La cancelliera tedesca Angela Merkel ha attenuato la richiesta di sanzioni immediate e interamente automatiche contro i paesi euro che violano le regole di rigore fiscale, ma ha ottenuto dal presidente francese Nicolas Sarkozy l’impegno per una riforma dei Trattati europei che introdurrà dal 2013 sanzioni politiche per i paesi che non rispetteranno i criteri di disciplina. Uno scambio tra un allentamento del rigore iniziale chiesto da Berlino e la garanzia futura di non ritrovarsi costretta a intervenire in extremis, come a maggio, al salvataggio della Grecia.
Aver tolto dal tavolo del negoziato una logica puramente sanzionatoria è per molti un atto di buon senso, per il governo italiano in particolare che riteneva di essere particolarmente penalizzato da criteri automatici di riduzione del debito. Ma è presto per valutare la portata di un accordo che affida le decisioni sulle sanzioni al voto a maggioranza dei ministri e non della Commissione, e sembra aprire dunque nuovi equilibri tra i paesi dell’euro. L’attenuazione del rigore e del completo automatismo chiesti inizialmente da Berlino potrebbe non essere una notizia del tutto positiva: era infatti possibile, anche a beneficio dell’Italia, in cambio di maggiore rigore da parte di paesi ad alto debito, ottenere maggiore impulso all’economia dai paesi fiscalmente più virtuosi.
Questo scambio di mutuo interesse sembra ora più difficile, essendo sostituito da uno scambio tra minor rigore oggi e maggiori garanzie fra tre anni. Per l’Italia poteva essere invece molto importante da subito garantirsi che il rigore fiscale a cui deve comunque inevitabilmente sottoporsi avvenisse in un contesto di crescita spinta dall’estero anziché di stagnazione. Il governo è d’altra parte certamente alleggerito dall’essere riuscito a far adottare criteri interpretativi del debito che lasciano spazio anche alla considerazione del livello per ora soddisfacente del risparmio privato italiano.
In cambio del pieno automatismo delle sanzioni, Merkel ottiene che il meccanismo utilizzato per il salvataggio della Grecia non sarà prolungato oltre il 2013. Per allora Berlino vuole una modifica dei Trattati e la creazione di un nuovo regime di risoluzione della crisi che riduca l’eventualità di nuovi interventi pubblici e coinvolga attori privati. Inoltre ha chiesto l’applicazione di sanzioni politiche molto gravose come il ritiro del diritto di voto del paese fuori regola nelle decisioni comuni.
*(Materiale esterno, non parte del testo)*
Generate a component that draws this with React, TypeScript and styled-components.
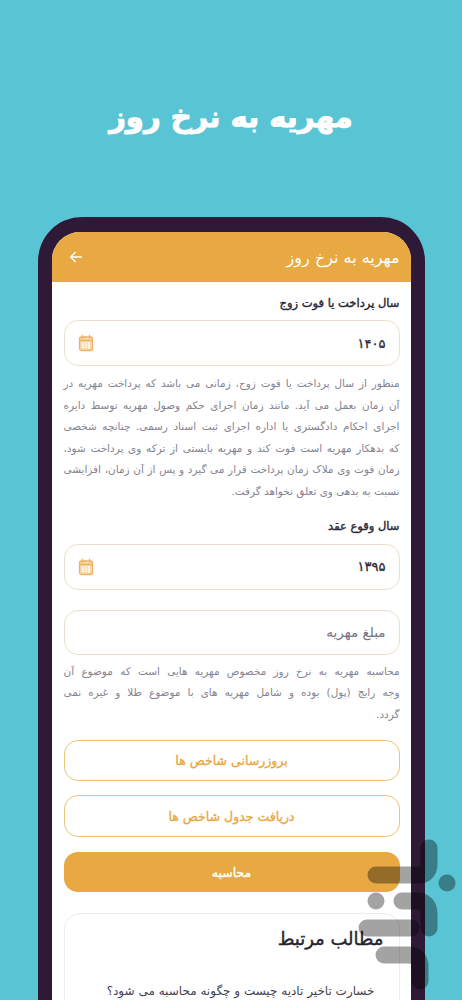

Un complesso sistema di sorveglianza preventiva e di sanzioni verrà esteso dalla politica fiscale agli squilibri macroeconomici la cui valutazione è affidata a un gruppo d’indicatori anche anticipativi. L’accento della sorveglianza fiscale si sposta dal disavanzo del bilancio pubblico al livello del debito, a regole prudenziali, alla coerenza con gli obiettivi di medio termine e alla sostenibilità – non automatica – del debito. Non viene accolto il meccanismo proposto dalla Commissione che prevedeva che i paesi il cui debito pubblico superi il 60% del Pil riducano la parte eccedente di un ventesimo all’anno (tranne circostanze eccezionali). Ma a quanto pare nuovi criteri quantitativi verranno individuati e applicati successivamente.
In quel contesto l’Italia avrà la possibilità di reintrodurre una riflessione tra i paesi euro sulla necessità di stimolo allo sviluppo dai paesi in migliori condizioni economiche. Perché questo sia possibile sarebbero necessarie almeno tre integrazioni ai progetti di riforma sul tavolo. La prima è il completamento del mercato unico secondo i dettami del rapporto Monti; il secondo è il rilancio degli investimenti comunitari attraverso il bilancio Ue o, se politicamente più accettabile, attraverso l’emissione di titoli di debito europeo; il terzo è un coordinamento delle politiche economiche tale da rafforzare l’intervento comune non solo sui paesi debitori, ma anche su quelli in surplus inducendoli ad aumentare consumi e investimenti in misura più convincente di quanto le proposte attualmente sul tavolo a Bruxelles sembrano garantire.